Request — Check each line below for the word "React" and give the number of lines that have it, nothing more.

[start]

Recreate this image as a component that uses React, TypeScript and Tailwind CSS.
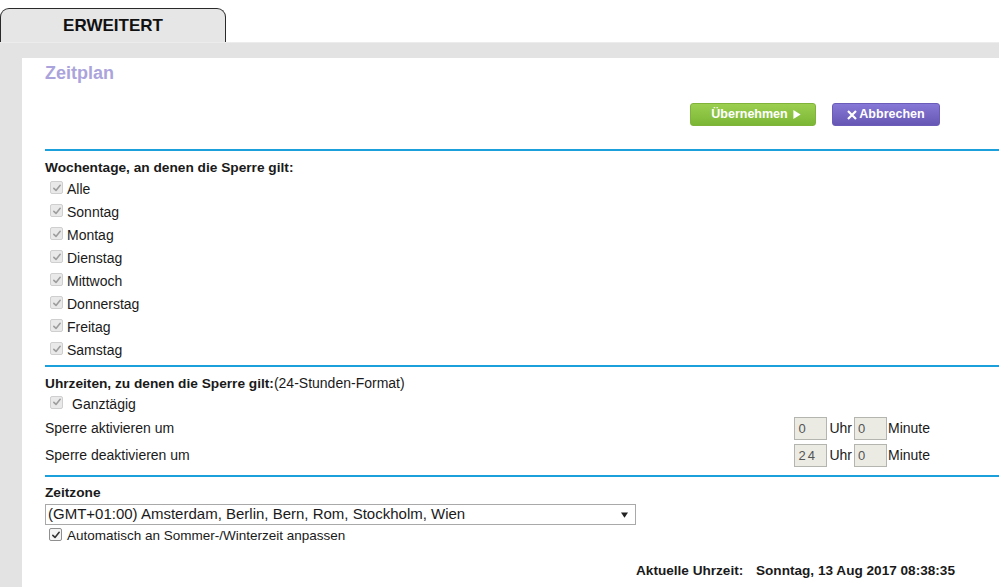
import React from 'react';

const tage = ['Alle', 'Sonntag', 'Montag', 'Dienstag', 'Mittwoch', 'Donnerstag', 'Freitag', 'Samstag'];

function Haken({ aktiv = false }: { aktiv?: boolean }) {
  return (
    <span
      className={
        aktiv
          ? 'flex h-[13px] w-[13px] shrink-0 items-center justify-center rounded-[2px] border border-[#8f8f8f] bg-[#f4f4f4]'
          : 'flex h-[13px] w-[13px] shrink-0 items-center justify-center rounded-[2px] border border-[#cfcfcf] bg-[#e9e9e9]'
      }
    >
      <svg viewBox="0 0 12 12" className="h-[10px] w-[10px]">
        <path d="M2.2 6.4 L4.8 8.9 L9.8 2.8" fill="none" stroke={aktiv ? '#333' : '#9d9d9d'} strokeWidth="1.9" strokeLinecap="round" strokeLinejoin="round" />
      </svg>
    </span>
  );
}

function Linie() {
  return <div className="h-[2px] bg-[#1ba0dc]" />;
}

function Feld({ wert }: { wert: string }) {
  return (
    <div className="flex h-[23px] w-[33px] items-center border border-[#b5b5b0] bg-[#ebebe4] pl-[3px] font-['Liberation_Sans',Arial,sans-serif] text-[13px] tracking-[2px] text-[#555]">
      {wert}
    </div>
  );
}

export default function App() {
  return (
    <div className="h-[587px] w-[999px] overflow-hidden bg-white font-['Liberation_Sans',Arial,sans-serif] text-[14px] text-[#1a1a1a]">
      <div className="h-[42px] pt-[8px]">
        <div className="flex h-[34px] w-[226px] items-center justify-center rounded-t-[9px] border border-b-0 border-[#2a2a2a] bg-[#e6e6e6] text-[17px] font-bold text-[#111]">
          ERWEITERT
        </div>
      </div>
      <div className="h-[545px] border-t border-[#ececec] bg-[#e3e3e3] pl-[22px] pt-[15px]">
        <div className="h-full bg-white pl-[23px]">
          <div className="pt-[5px] text-[18px] font-bold leading-[20px] text-[#aba4dc]">Zeitplan</div>

          <div className="mt-[20px] flex h-[23px] gap-[16px] pl-[645px]">
            <button className="flex h-[23px] w-[126px] items-center justify-center gap-[5px] rounded-[3px] border border-[#7fb33a] bg-gradient-to-b from-[#9ccf4f] to-[#7bb635] pl-[6px] text-[12.5px] font-bold text-white">
              Übernehmen
              <svg viewBox="0 0 8 10" className="h-[9px] w-[8px]"><path d="M0 0 L8 5 L0 10 Z" fill="white" /></svg>
            </button>
            <button className="flex h-[23px] w-[108px] items-center justify-center rounded-[3px] border border-[#6a5cb8] bg-gradient-to-b from-[#8678d6] to-[#6757b5] text-[12.5px] font-bold text-white">
              <svg viewBox="0 0 10 10" className="mr-[2px] h-[10px] w-[10px]"><path d="M1 1 L9 9 M9 1 L1 9" stroke="white" strokeWidth="2.2" /></svg>
              Abbrechen
            </button>
          </div>

          <div className="mt-[23px]"><Linie /></div>

          <div className="mt-[7px] h-[20px] text-[13.7px] font-bold leading-[20px]">Wochentage, an denen die Sperre gilt:</div>
          {tage.map((t) => (
            <div key={t} className="flex h-[23px] items-center">
              <span className="ml-[5px] -mt-[4px]"><Haken /></span>
              <span className="ml-[4px]">{t}</span>
            </div>
          ))}

          <div className="mt-[3px]"><Linie /></div>

          <div className="mt-[6px] h-[20px] leading-[20px]">
            <span className="text-[13.7px] font-bold">Uhrzeiten, zu denen die Sperre gilt:</span>(24-Stunden-Format)
          </div>
          <div className="flex h-[22px] items-center">
            <span className="ml-[5px] -mt-[4px]"><Haken /></span>
            <span className="ml-[9px]">Ganztägig</span>
          </div>
          <div className="flex h-[27px] items-center">
            <span>Sperre aktivieren um</span>
            <div className="ml-auto mr-[69px] flex items-center">
              <Feld wert="0" />
              <span className="ml-[2px] mr-[2px]">Uhr</span>
              <Feld wert="0" />
              <span className="ml-[1px]">Minute</span>
            </div>
          </div>
          <div className="flex h-[27px] items-center">
            <span>Sperre deaktivieren um</span>
            <div className="ml-auto mr-[69px] flex items-center">
              <Feld wert="24" />
              <span className="ml-[2px] mr-[2px]">Uhr</span>
              <Feld wert="0" />
              <span className="ml-[1px]">Minute</span>
            </div>
          </div>

          <div className="mt-[6px]"><Linie /></div>

          <div className="mt-[7px] h-[18px] text-[13.7px] font-bold leading-[18px]">Zeitzone</div>
          <div className="mt-[2px] flex h-[21px] w-[591px] items-center justify-between border border-[#a9a9a9] bg-white pl-[2px] pr-[7px] text-[15px]">
            <span>(GMT+01:00) Amsterdam, Berlin, Bern, Rom, Stockholm, Wien</span>
            <svg viewBox="0 0 8 6" className="h-[6px] w-[7px]"><path d="M0 0 L8 0 L4 6 Z" fill="#222" /></svg>
          </div>
          <div className="flex h-[22px] items-center text-[13.5px]">
            <span className="ml-[4px] -mt-[3px]"><Haken aktiv /></span>
            <span className="ml-[5px]">Automatisch an Sommer-/Winterzeit anpassen</span>
          </div>

          <div className="mt-[14px] flex h-[20px] items-center pl-[591px] text-[13.6px] font-bold">
            <span className="w-[120px]">Aktuelle Uhrzeit:</span>
            <span>Sonntag, 13 Aug 2017 08:38:35</span>
          </div>
        </div>
      </div>
    </div>
  );
}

[end]

Written response — 2